Take the opportunity to make a hit, knowing that there could be a penalty if
it’s shoulder to the head? What does a player do?
Good question. And that’s the way we really got to dissect it. As a former
player, I’m looking to make contact. I wanna make contact on the guy comin'
through the middle, with maybe his head down. That’s my responsibility. If I
turn away from the hit and I do that not just once but multiple times over a
game or over a period of time, they begin to label me as a soft player. So, I
want to make contact there. But, at the end of the day there’s contact and
then there’s head contact and that for me is the difference. Whatever the
situation is, whatever the result is, it’s still a punishable act. And, that
to me is where the problem is because it should be punished.

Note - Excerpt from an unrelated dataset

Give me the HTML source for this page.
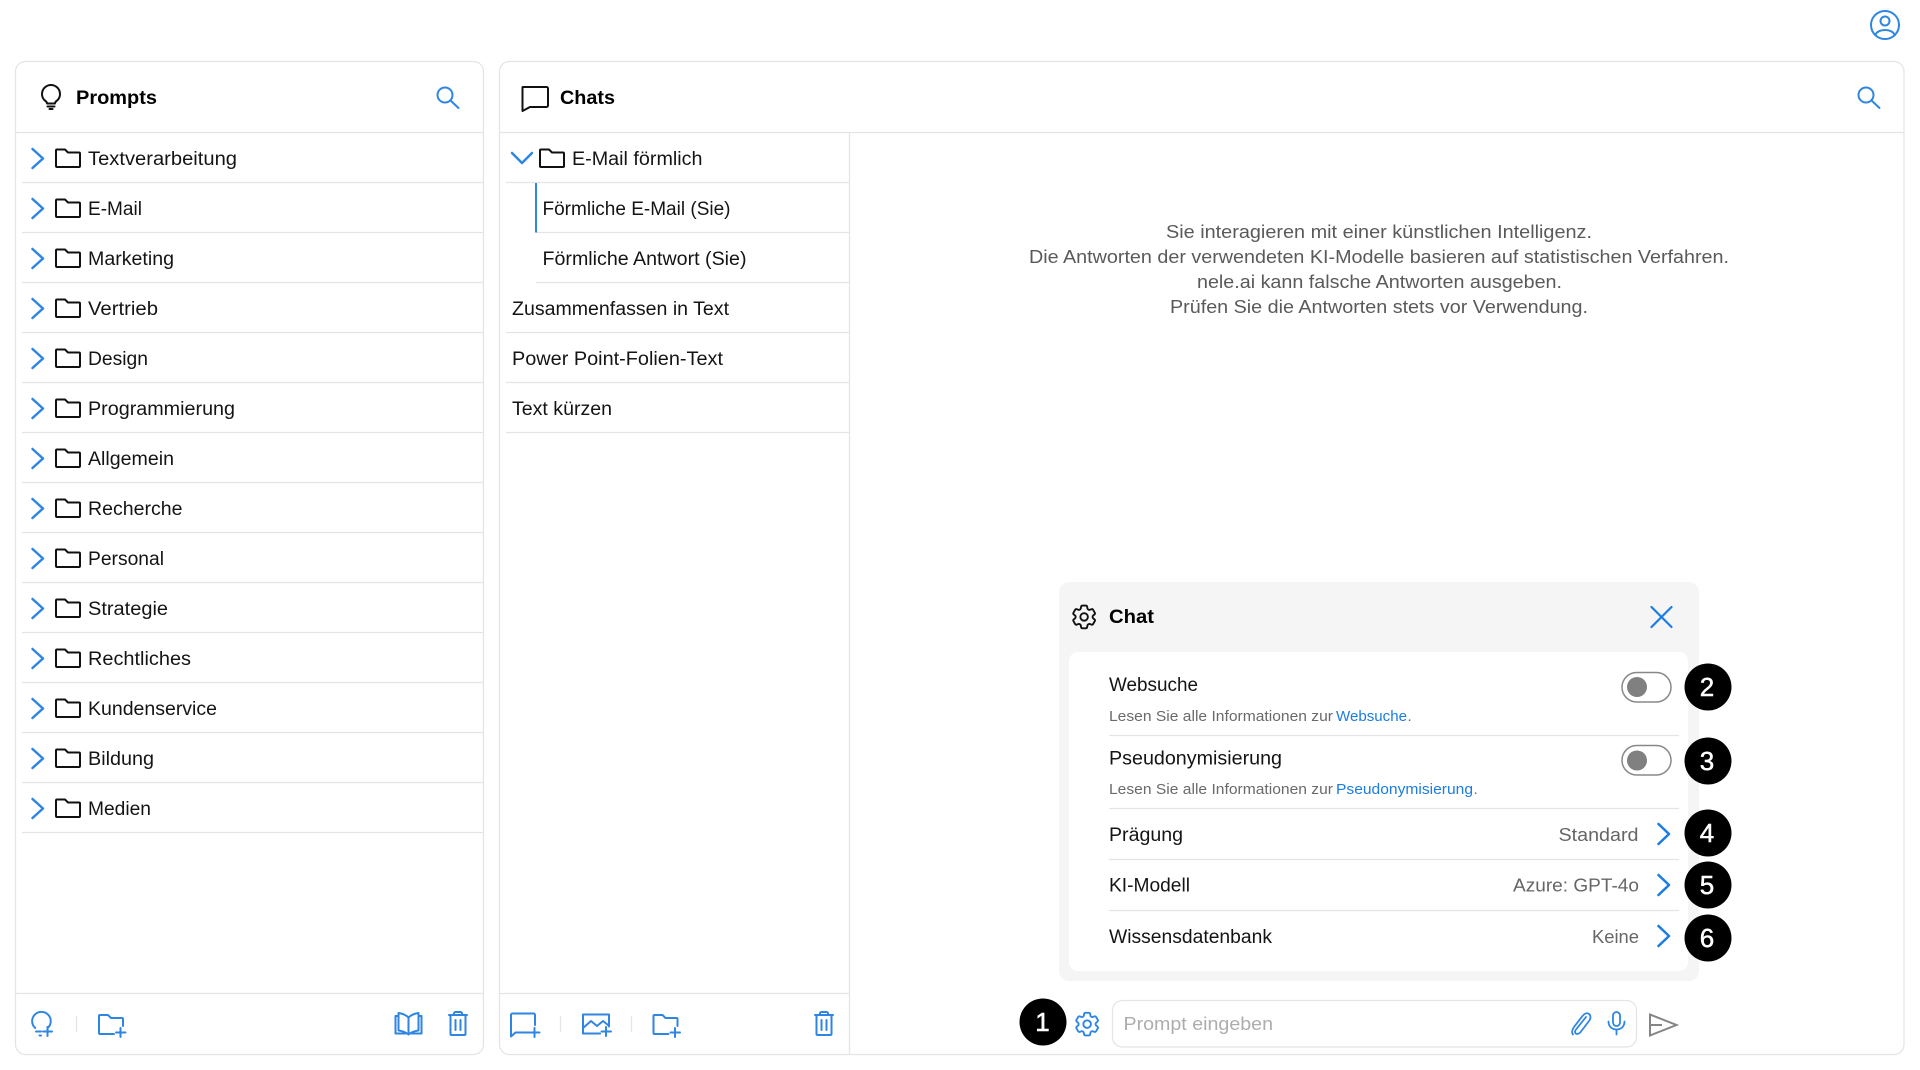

On change….making collisions less violent. Equipment change? Up to the
players? What can be done?
I don’t disagree. I think there’s lots of different issues at hand. That
certainly is one of the pieces of the equation. For me, again, the question
was how do we do it different? How does that scenario become different? For
me the scenario is: it’s gotta be body contact. If he’s going to make that hit
over the middle, it’s gotta be contact to the player’s body. Ultimately it
could be the same result. I’m here to tell you that from my past history that
it’s a cumulative effect and I certainly don’t discount the amount of body
contact over the years as not having an impact. It certainly did. But still,
the head, there has to be off limits or else we’re creating and we’re setting a
dangerous precedent. And so for me, what has to happen is when he’s coming
through the middle and he wants to make contact because he’s not going to be
known as a soft player, he’s gotta make body contact. There can’t be contact
to the head.
On a rule change negating head shots?
Absolutely. There has to be a line drawn in the sand. If we’re gonna make a
change, there’s got to be a line drawn in the sand. If it’s not going to be
the players whether it’s monitoring themselves or the equipment needs
themselves, then somebody has to do it.
Resistance from GMs
I know they don’t. That’s where for me it becomes frustrating because I’m a
real, live human being. I know it’s a game. And I know I’m accepting inherent
risks. But, I still have a life. It impacts a player’s life when he’s gone.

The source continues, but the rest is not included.